> STATED EXERCISE: Set down the data below without change, skipping the pictures it holds.
---------- SUPPLIED INFORMATION
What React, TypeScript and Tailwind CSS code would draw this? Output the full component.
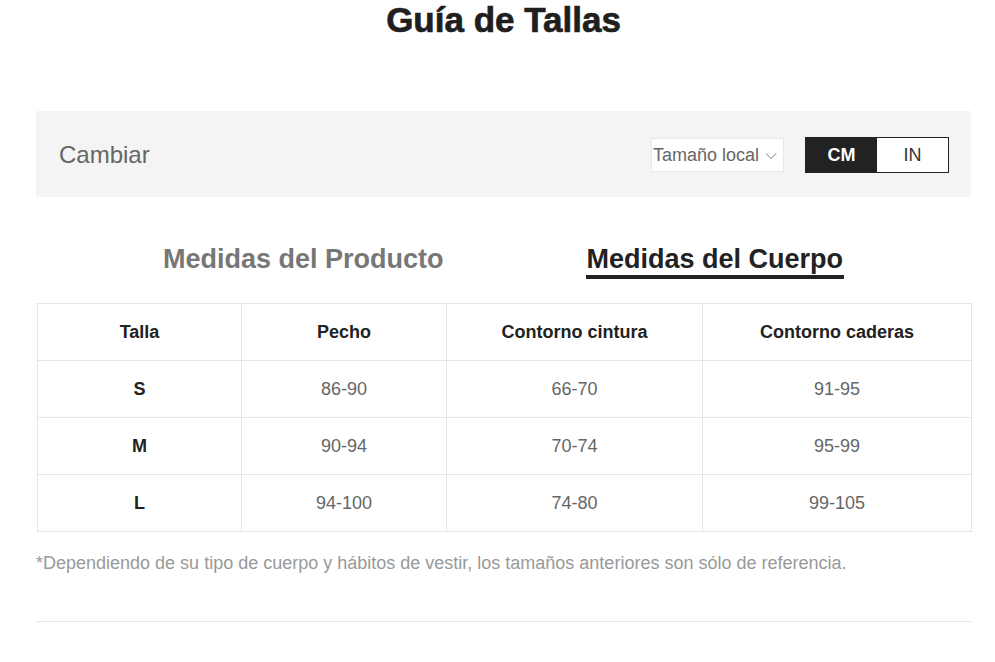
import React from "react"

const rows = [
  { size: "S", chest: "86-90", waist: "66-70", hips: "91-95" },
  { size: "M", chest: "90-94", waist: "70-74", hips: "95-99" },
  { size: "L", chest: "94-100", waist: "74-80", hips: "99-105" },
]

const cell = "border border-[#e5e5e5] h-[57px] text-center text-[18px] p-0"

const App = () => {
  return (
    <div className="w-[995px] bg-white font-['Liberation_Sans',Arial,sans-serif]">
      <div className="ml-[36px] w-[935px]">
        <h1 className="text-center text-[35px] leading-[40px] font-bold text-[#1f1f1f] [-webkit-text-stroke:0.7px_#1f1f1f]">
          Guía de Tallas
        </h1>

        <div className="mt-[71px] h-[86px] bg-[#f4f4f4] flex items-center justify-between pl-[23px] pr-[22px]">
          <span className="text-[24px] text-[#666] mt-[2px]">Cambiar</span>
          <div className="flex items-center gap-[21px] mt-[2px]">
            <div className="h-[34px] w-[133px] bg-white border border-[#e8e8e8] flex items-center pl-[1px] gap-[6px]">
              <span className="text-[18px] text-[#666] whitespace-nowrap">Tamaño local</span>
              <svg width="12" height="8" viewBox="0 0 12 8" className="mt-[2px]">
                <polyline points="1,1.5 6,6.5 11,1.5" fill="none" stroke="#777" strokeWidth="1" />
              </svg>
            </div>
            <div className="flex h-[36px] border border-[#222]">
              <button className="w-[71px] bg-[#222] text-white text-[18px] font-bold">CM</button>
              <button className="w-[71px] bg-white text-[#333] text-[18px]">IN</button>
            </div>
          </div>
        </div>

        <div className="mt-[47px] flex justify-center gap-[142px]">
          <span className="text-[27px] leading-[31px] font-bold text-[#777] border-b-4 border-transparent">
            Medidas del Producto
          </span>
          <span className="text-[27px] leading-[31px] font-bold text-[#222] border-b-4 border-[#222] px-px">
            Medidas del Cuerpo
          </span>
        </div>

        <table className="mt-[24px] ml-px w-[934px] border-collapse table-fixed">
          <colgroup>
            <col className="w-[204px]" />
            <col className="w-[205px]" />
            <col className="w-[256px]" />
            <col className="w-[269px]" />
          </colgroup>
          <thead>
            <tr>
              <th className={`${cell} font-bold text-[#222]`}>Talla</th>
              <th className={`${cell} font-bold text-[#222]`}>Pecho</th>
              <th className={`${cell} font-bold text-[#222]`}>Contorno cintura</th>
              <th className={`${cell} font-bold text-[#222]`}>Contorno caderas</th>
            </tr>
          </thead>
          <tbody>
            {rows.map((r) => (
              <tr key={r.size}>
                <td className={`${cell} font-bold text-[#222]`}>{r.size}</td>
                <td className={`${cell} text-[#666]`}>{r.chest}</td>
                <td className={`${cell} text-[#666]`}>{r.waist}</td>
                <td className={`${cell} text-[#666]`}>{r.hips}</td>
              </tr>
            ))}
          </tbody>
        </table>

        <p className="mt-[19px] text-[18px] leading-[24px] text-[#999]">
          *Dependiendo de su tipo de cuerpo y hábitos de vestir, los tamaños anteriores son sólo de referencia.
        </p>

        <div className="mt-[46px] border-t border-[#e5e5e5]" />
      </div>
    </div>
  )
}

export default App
--------------------
> FINAL RESULT:
What React, TypeScript and Tailwind CSS code would draw this? Output the full component.
import React from "react"

const rows = [
  { size: "S", chest: "86-90", waist: "66-70", hips: "91-95" },
  { size: "M", chest: "90-94", waist: "70-74", hips: "95-99" },
  { size: "L", chest: "94-100", waist: "74-80", hips: "99-105" },
]

const cell = "border border-[#e5e5e5] h-[57px] text-center text-[18px] p-0"

const App = () => {
  return (
    <div className="w-[995px] bg-white font-['Liberation_Sans',Arial,sans-serif]">
      <div className="ml-[36px] w-[935px]">
        <h1 className="text-center text-[35px] leading-[40px] font-bold text-[#1f1f1f] [-webkit-text-stroke:0.7px_#1f1f1f]">
          Guía de Tallas
        </h1>

        <div className="mt-[71px] h-[86px] bg-[#f4f4f4] flex items-center justify-between pl-[23px] pr-[22px]">
          <span className="text-[24px] text-[#666] mt-[2px]">Cambiar</span>
          <div className="flex items-center gap-[21px] mt-[2px]">
            <div className="h-[34px] w-[133px] bg-white border border-[#e8e8e8] flex items-center pl-[1px] gap-[6px]">
              <span className="text-[18px] text-[#666] whitespace-nowrap">Tamaño local</span>
              <svg width="12" height="8" viewBox="0 0 12 8" className="mt-[2px]">
                <polyline points="1,1.5 6,6.5 11,1.5" fill="none" stroke="#777" strokeWidth="1" />
              </svg>
            </div>
            <div className="flex h-[36px] border border-[#222]">
              <button className="w-[71px] bg-[#222] text-white text-[18px] font-bold">CM</button>
              <button className="w-[71px] bg-white text-[#333] text-[18px]">IN</button>
            </div>
          </div>
        </div>

        <div className="mt-[47px] flex justify-center gap-[142px]">
          <span className="text-[27px] leading-[31px] font-bold text-[#777] border-b-4 border-transparent">
            Medidas del Producto
          </span>
          <span className="text-[27px] leading-[31px] font-bold text-[#222] border-b-4 border-[#222] px-px">
            Medidas del Cuerpo
          </span>
        </div>

        <table className="mt-[24px] ml-px w-[934px] border-collapse table-fixed">
          <colgroup>
            <col className="w-[204px]" />
            <col className="w-[205px]" />
            <col className="w-[256px]" />
            <col className="w-[269px]" />
          </colgroup>
          <thead>
            <tr>
              <th className={`${cell} font-bold text-[#222]`}>Talla</th>
              <th className={`${cell} font-bold text-[#222]`}>Pecho</th>
              <th className={`${cell} font-bold text-[#222]`}>Contorno cintura</th>
              <th className={`${cell} font-bold text-[#222]`}>Contorno caderas</th>
            </tr>
          </thead>
          <tbody>
            {rows.map((r) => (
              <tr key={r.size}>
                <td className={`${cell} font-bold text-[#222]`}>{r.size}</td>
                <td className={`${cell} text-[#666]`}>{r.chest}</td>
                <td className={`${cell} text-[#666]`}>{r.waist}</td>
                <td className={`${cell} text-[#666]`}>{r.hips}</td>
              </tr>
            ))}
          </tbody>
        </table>

        <p className="mt-[19px] text-[18px] leading-[24px] text-[#999]">
          *Dependiendo de su tipo de cuerpo y hábitos de vestir, los tamaños anteriores son sólo de referencia.
        </p>

        <div className="mt-[46px] border-t border-[#e5e5e5]" />
      </div>
    </div>
  )
}

export default App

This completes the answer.